Dick Cheney may be in a wheel-chair — but did he get away with pulling a fast one as he left office?
Yesterday we noted that a court had declined to compel Cheney’s office to hand over all of its records to the National Archives — instead taking the word of a low-ranking vice-presidential aide that she would do so.
As we said, the plaintiffs — a group of historical and non-profit organizations — are still concerned that key documents are missing. And after speaking to them, it’s easy to see why.
“There’s all kinds of wiggle room” within the pledge by Cheney’s aide, Claire O’Donnell, that might have allowed the veep to withhold key material, Stanley Kutler, a historian and a professor at the University of Wisconsin, and one of the plaintiffs in the case, told TPMmuckraker.
He added: “Why is [Cheney] fighting so much if he didn’t have the intention of absconding with the stuff?”
Kutler called O’Donnell’s deposition in the case “a triumph of obfuscation.” But the bigger issue may be that O’Donnell, as an aide in charge of record-keeping, was almost certainly out of the loop for many of the key decisions Cheney made. So even if she were to make good on her pledge to turn over all the records in her possession, it’s doubtful, say the plaintiffs, that that would cover everything of interest to historians and the public.
According to Anne Weismann, a lawyer for CREW, another plaintiff, O’Donnell admitted in her deposition that she had no firsthand knowledge of what the veep did. “She absolutely didn’t have access to all the records,” said Weismann.
Kutler said he expects that when the National Archives are opened, likely in 12 years as the law states, we’ll find that we’ve got only “perfunctory stuff” from Cheney’s office.
The plaintiffs explained that the judge had limited their ability to conduct discovery to just two witnesses — O’Donnell and a staffer at the National Archives. They were denied the ability to depose David Addington, the lawyer in Cheney’s office who formulated many of the opinions which the vice president used as justification for his efforts to expand the power of his office. Without Addington’s testimony, the plaintiffs were unable to offer positive evidence of the existence of further records, beyond what O’Donnell handles, that might be withheld. But it still appears more than likely that such material exists.

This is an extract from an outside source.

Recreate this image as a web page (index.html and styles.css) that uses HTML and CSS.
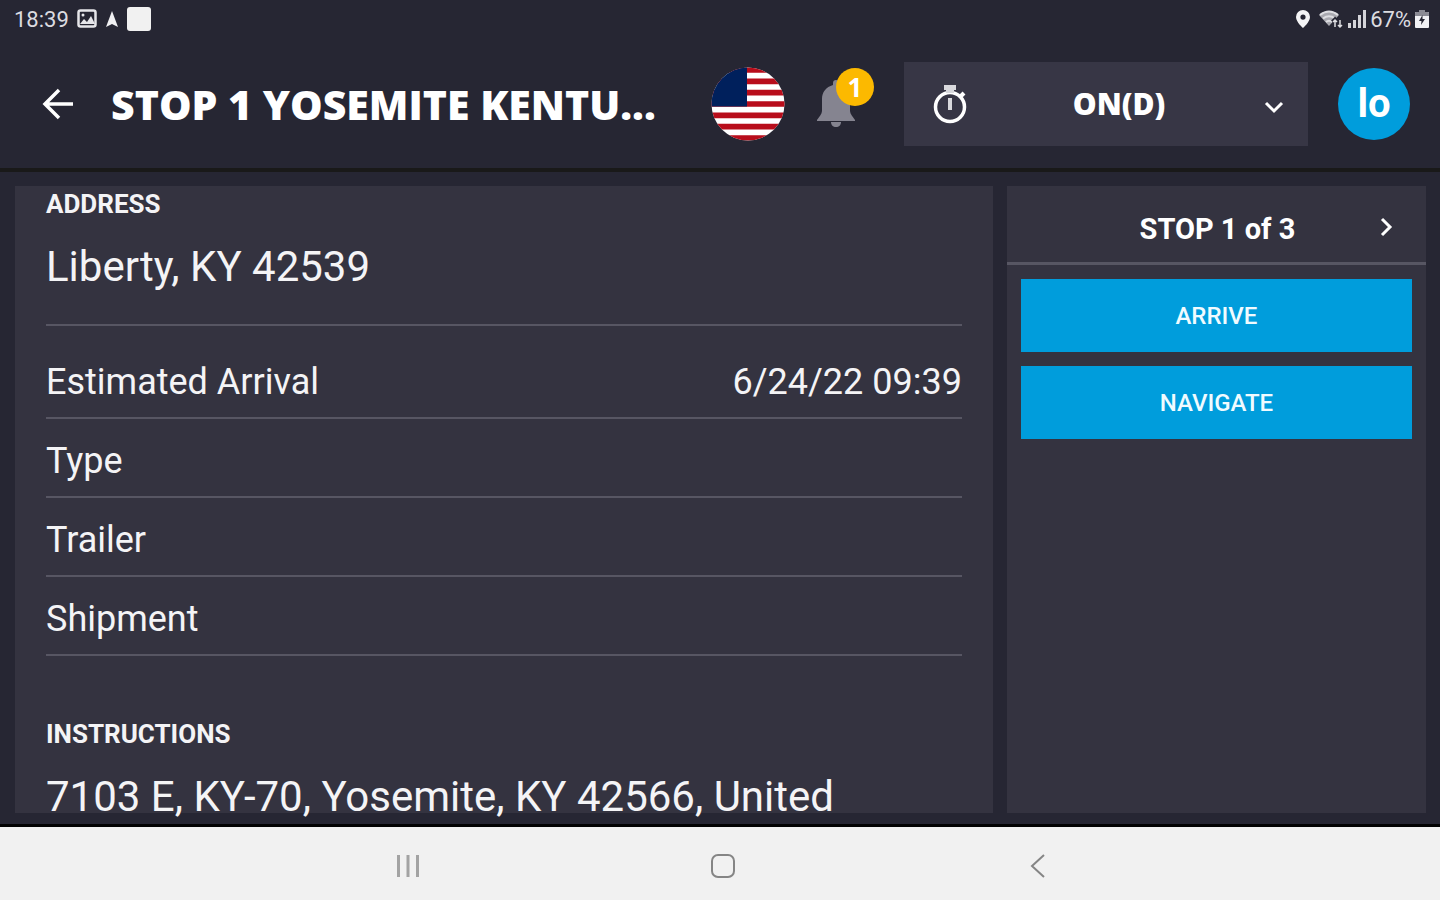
FILE: index.html
```html
<!DOCTYPE html>
<html lang="en">
<head>
<meta charset="utf-8">
<meta name="viewport" content="width=device-width, initial-scale=1">
<title>Stop details</title>
<link rel="stylesheet" href="styles.css">
</head>
<body>
<div class="status-bar">
  <div class="status-group">
    <span class="clock">18:39</span>
    <svg width="20" height="20" viewBox="0 0 20 20" fill="none" stroke="#e6e6ea" stroke-width="2.500"><rect x="1.500" y="1.500" width="17" height="16" rx="2"/><path d="M3 15l4-5 3 3 4-6 4 8z" fill="#e6e6ea" stroke="none"/><circle cx="6" cy="6" r="1.500" fill="#e6e6ea" stroke="none"/></svg>
    <svg class="nav-arrow" width="14" height="18" viewBox="0 0 14 18" fill="#f0f0f2"><path d="M7 1l6 16-6-3-6 3z"/></svg>
    <svg width="24" height="24" viewBox="0 0 24 24"><rect width="24" height="24" rx="3" fill="#f1f1f1"/></svg>
  </div>
  <div class="status-group status-right">
    <svg class="pin" width="16" height="20" viewBox="0 0 16 20"><path d="M8 1a7 7 0 0 0-7 7c0 5 7 11 7 11s7-6 7-11a7 7 0 0 0-7-7zm0 4.500a2.600 2.600 0 1 1 0 5.200a2.600 2.600 0 0 1 0-5.200z" fill="#f4f4f6"/></svg>
    <svg width="26" height="20" viewBox="0 0 26 20" fill="none"><path d="M1 6Q11-2 21 6L11 17z" fill="#a9a9b0"/><path d="M2 6Q11-1 20 6M5 9.500Q11 5 17 9.500M8 13Q11 10.500 14 13" stroke="#dedee2" stroke-width="2"/><path d="M17 18v-7M14.500 13L17 10.500 19 13M22 11v7M19.500 15.500L22 18l2.500-2.500" stroke="#262633" stroke-width="4"/><path d="M17 18v-7M15 13L17 11 19 13M22 11v7M20 16L22 18l2-2" stroke="#dedee2" stroke-width="1.500"/></svg>
    <svg width="20" height="20" viewBox="0 0 20 20" fill="#d4d4d9"><path d="M1 14h3v5H1zM6 11h3v8H6zM11 6h3v13h-3zM16 1h3v18h-3z"/></svg>
    <span class="battery-level">67%</span>
    <svg width="16" height="20" viewBox="0 0 16 20"><path d="M5 1h6v2h3a1 1 0 0 1 1 1v14a1 1 0 0 1-1 1H2a1 1 0 0 1-1-1V4a1 1 0 0 1 1-1h3z" fill="#f1f1f4"/><path d="M1 7V4a1 1 0 0 1 1-1h3V1h6v2h3a1 1 0 0 1 1 1v3z" fill="#8b8b94"/><path d="M8.500 6L5 12h2.500L7 16l4-6H8.500z" fill="#262633"/></svg>
  </div>
</div>

<header class="app-header">
  <button class="icon-button" type="button" aria-label="Back">
    <svg width="32" height="32" viewBox="0 0 32 32" fill="none" stroke="#fff" stroke-width="3.500"><path d="M17 2L3 16l14 14M3 16h28"/></svg>
  </button>
  <h1 class="title">STOP 1 YOSEMITE KENTU...</h1>
  <button class="icon-button" type="button" aria-label="Country: United States">
    <svg width="74" height="74" viewBox="0 0 74 74"><defs><clipPath id="disc"><circle cx="37" cy="37" r="36.500"/></clipPath></defs><g clip-path="url(#disc)"><path fill="#fff" d="M0 0h74v74H0z"/><path stroke="#b80d1b" stroke-width="5.700" d="M0 3h74M0 14.300h74M0 25.700h74M0 37h74M0 48.300h74M0 59.700h74M0 71h74"/><path fill="#00205c" d="M0 0h36v39.500H0z"/></g></svg>
  </button>
  <button class="icon-button bell" type="button" aria-label="Notifications">
    <svg width="40" height="48" viewBox="0 0 40 48" fill="#858490"><path d="M20 0c2 0 3 1 3 3v2c7 2 11 7 11 14v12c0 3 3 6 5 9v1H1v-1c2-3 5-6 5-9V19C6 12 10 7 17 5V3c0-2 1-3 3-3z"/><path d="M15 42h10c0 3-2 5-5 5s-5-2-5-5z"/></svg>
    <span class="badge">1</span>
  </button>
  <div class="duty">
    <svg class="stopwatch" width="36" height="40" viewBox="0 0 36 40" fill="none" stroke="#fff"><circle cx="18" cy="23" r="14.500" stroke-width="3.500"/><path d="M12 1h12v5h-2v3h-8V6h-2z" fill="#d9d9dd" stroke="none"/><path d="M28 13l4-4" stroke-width="4"/><path d="M18 14v12" stroke="#d9d9dd" stroke-width="4"/></svg>
    <select class="duty-select" aria-label="Duty status"><option>ON(D)</option></select>
    <svg class="duty-chevron" width="20" height="14" viewBox="0 0 20 14" fill="none" stroke="#fff" stroke-width="3"><path d="M2 3l8 8 8-8"/></svg>
  </div>
  <button class="avatar" type="button">lo</button>
</header>

<main class="content">
  <section class="panel details">
    <h2 class="heading">ADDRESS</h2>
    <p class="lead">Liberty, KY 42539</p>
    <dl class="rows">
      <div class="row"><dt>Estimated Arrival</dt><dd>6/24/22 09:39</dd></div>
      <div class="row"><dt>Type</dt><dd></dd></div>
      <div class="row"><dt>Trailer</dt><dd></dd></div>
      <div class="row"><dt>Shipment</dt><dd></dd></div>
    </dl>
    <h2 class="heading">INSTRUCTIONS</h2>
    <p class="lead">7103 E, KY-70, Yosemite, KY 42566, United</p>
  </section>
  <aside class="panel">
    <div class="stepper">
      <span class="step-label">STOP 1 of 3</span>
      <button class="icon-button" type="button" aria-label="Next stop">
        <svg width="14" height="20" viewBox="0 0 14 20" fill="none" stroke="#fff" stroke-width="3"><path d="M2 2l8 8-8 8"/></svg>
      </button>
    </div>
    <div class="actions">
      <button class="action" type="button">ARRIVE</button>
      <button class="action" type="button">NAVIGATE</button>
    </div>
  </aside>
</main>

<nav class="system-nav" aria-label="System">
  <button class="icon-button" type="button" aria-label="Recent apps">
    <svg width="24" height="24" viewBox="0 0 24 24" stroke="#a3a3a3" stroke-width="3"><path d="M2.500 1v22M12 1v22M21.500 1v22"/></svg>
  </button>
  <button class="icon-button" type="button" aria-label="Home">
    <svg width="24" height="24" viewBox="0 0 24 24" fill="none" stroke="#858585" stroke-width="2"><rect x="1" y="1" width="22" height="22" rx="6"/></svg>
  </button>
  <button class="icon-button" type="button" aria-label="System back">
    <svg width="24" height="24" viewBox="0 0 24 24" fill="none" stroke="#858585" stroke-width="2"><path d="M18 1L6 12l12 11"/></svg>
  </button>
</nav>
</body>
</html>
```
FILE: styles.css
```css
* {
  box-sizing: border-box;
}

body {
  margin: 0;
  height: 100vh;
  display: flex;
  flex-direction: column;
  overflow: hidden;
  background: #262633;
  color: #f4f4f6;
  font-family: Roboto, sans-serif;
}

svg {
  display: block;
  flex: none;
}

h1, h2, p, dl, dd {
  margin: 0;
}

button, select {
  border: 0;
  padding: 0;
  background: transparent;
  color: inherit;
  font-family: inherit;
}

.icon-button {
  display: block;
  flex: none;
}

.status-bar {
  flex: none;
  display: flex;
  justify-content: space-between;
  height: 38px;
  padding: 0 10px 0 14px;
  color: #dcdce0;
  font-size: 22px;
}

.status-group {
  display: flex;
  align-items: center;
  gap: 8px;
}

.status-right {
  gap: 3px;
}

.pin {
  margin-right: 4px;
}

.app-header {
  flex: none;
  display: flex;
  align-items: center;
  height: 134px;
  padding: 2px 30px 0 42px;
  border-bottom: 4px solid #191919;
}

.title {
  flex: 1;
  min-width: 0;
  margin-left: 37px;
  overflow: hidden;
  color: #fff;
  font: 800 41px/56px "Open Sans", sans-serif;
  white-space: nowrap;
}

.bell {
  position: relative;
  margin: 0 48px 0 31px;
}

.badge {
  position: absolute;
  top: -12px;
  right: -18px;
  width: 38px;
  height: 38px;
  border-radius: 50%;
  background: #fcb900;
  color: #fff;
  font: 700 26px/38px "Open Sans", sans-serif;
}

.duty {
  position: relative;
  flex: 0 1 404px;
  height: 84px;
  margin-right: 30px;
  background: #373645;
}

.duty-select {
  width: 100%;
  height: 100%;
  padding: 0 46px 0 72px;
  appearance: none;
  color: #fff;
  font: 800 30px/40px "Open Sans", sans-serif;
  text-align: center;
  text-align-last: center;
}

.stopwatch {
  position: absolute;
  top: 22px;
  left: 28px;
  pointer-events: none;
}

.duty-chevron {
  position: absolute;
  top: 38px;
  right: 24px;
  pointer-events: none;
}

.avatar {
  flex: none;
  width: 72px;
  height: 72px;
  border-radius: 50%;
  background: #009ddc;
  color: #fff;
  font-size: 40px;
  font-weight: 700;
  line-height: 72px;
}

.content {
  flex: 1;
  min-height: 0;
  display: grid;
  grid-template-columns: 7fr 3fr;
  grid-template-rows: minmax(0, 1fr);
  gap: 14px;
  padding: 14px 14px 11px 15px;
  overflow: hidden;
}

.panel {
  min-width: 0;
  background: #343340;
}

.details {
  padding: 2px 31px 0;
}

.heading {
  font-size: 26px;
  font-weight: 700;
  line-height: 32px;
}

.lead {
  margin-top: 21px;
  font-size: 42px;
  line-height: 52px;
  white-space: nowrap;
}

.rows {
  margin: 31px 0 62px;
  padding-top: 14px;
  border-top: 2px solid #575663;
}

.row {
  display: flex;
  justify-content: space-between;
  padding: 20px 0 13px;
  border-bottom: 2px solid #575663;
  font-size: 36px;
  line-height: 44px;
}

.stepper {
  display: grid;
  grid-template-columns: 1fr auto;
  align-items: center;
  height: 79px;
  padding: 6px 32px 0 48px;
  border-bottom: 3px solid #575663;
  color: #fff;
  font-size: 29px;
  font-weight: 700;
  text-align: center;
}

.step-label {
  padding-top: 4px;
}

.actions {
  display: grid;
  gap: 14px;
  padding: 14px;
}

.action {
  height: 73px;
  background: #009ddc;
  color: #f0fbff;
  font-size: 24px;
  font-weight: 500;
}

.system-nav {
  flex: none;
  display: flex;
  justify-content: center;
  align-items: center;
  gap: 291px;
  height: 76px;
  padding: 4px 0 0 6px;
  border-top: 3px solid #020202;
  background: #f1f1f1;
}
```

The good news is this approach to transparency looks like it’s on the way out. At a ceremony for the new White House staff today, President Obama declared: “There’s been too much secrecy in this city.”
Referring to the Freedom of Information Act, he added:
The mere fact that you have the legal power to keep something secret does not mean you should always use it. I expect members of this administration not simply to live up to the letter, but also the spirit, of this law.

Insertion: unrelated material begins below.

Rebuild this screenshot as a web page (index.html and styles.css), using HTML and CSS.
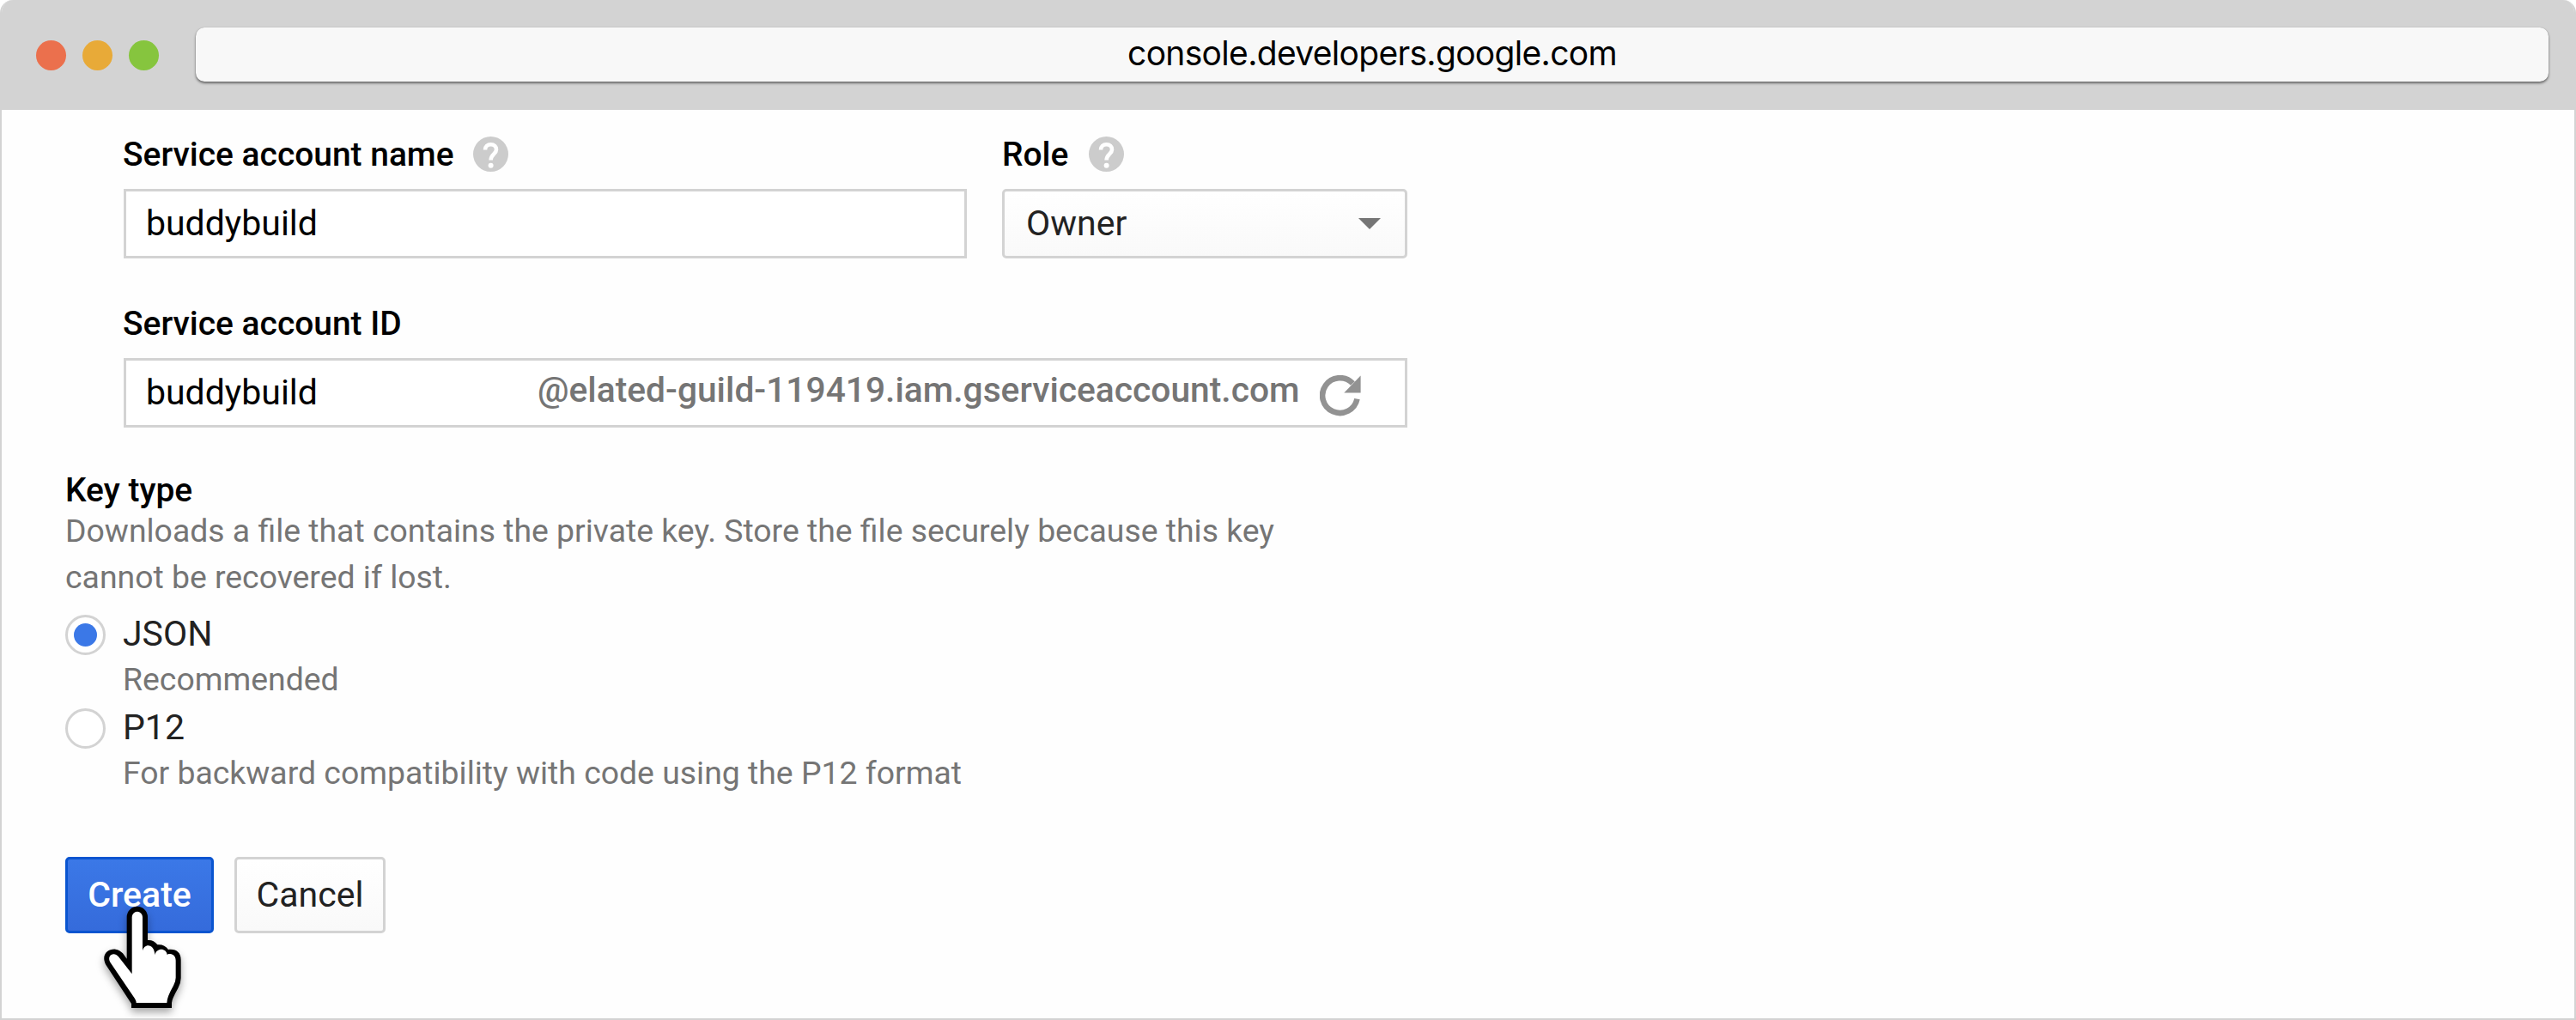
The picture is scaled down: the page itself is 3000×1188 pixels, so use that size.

Unfortunately, that change of attitude may come too late to help us get a look at the full range of Cheney’s records.
Late Update: In fact, the new administration is already acting to avoid a future repeat of Cheney’s effort to claim expansive power. Among several executive orders issued by President Obama today dealing with transparency and secrecy issues, was the following:
Finally the Executive Order on Presidential Records brings those principles [of openness and transparency] to presidential records by giving the American people greater access to these historic documents. This order ends the practice of having others besides the President assert executive privilege for records after an administration ends. Now, only the President will have that power, limiting its potential for abuse. And the order also requires the Attorney General and the White House Counsel to review claims of executive privilege about covered records to make sure those claims are fully warranted by the Constitution.
So in other words, the vice president can no longer claim executive privilege to keep records from the public. It really is a new day.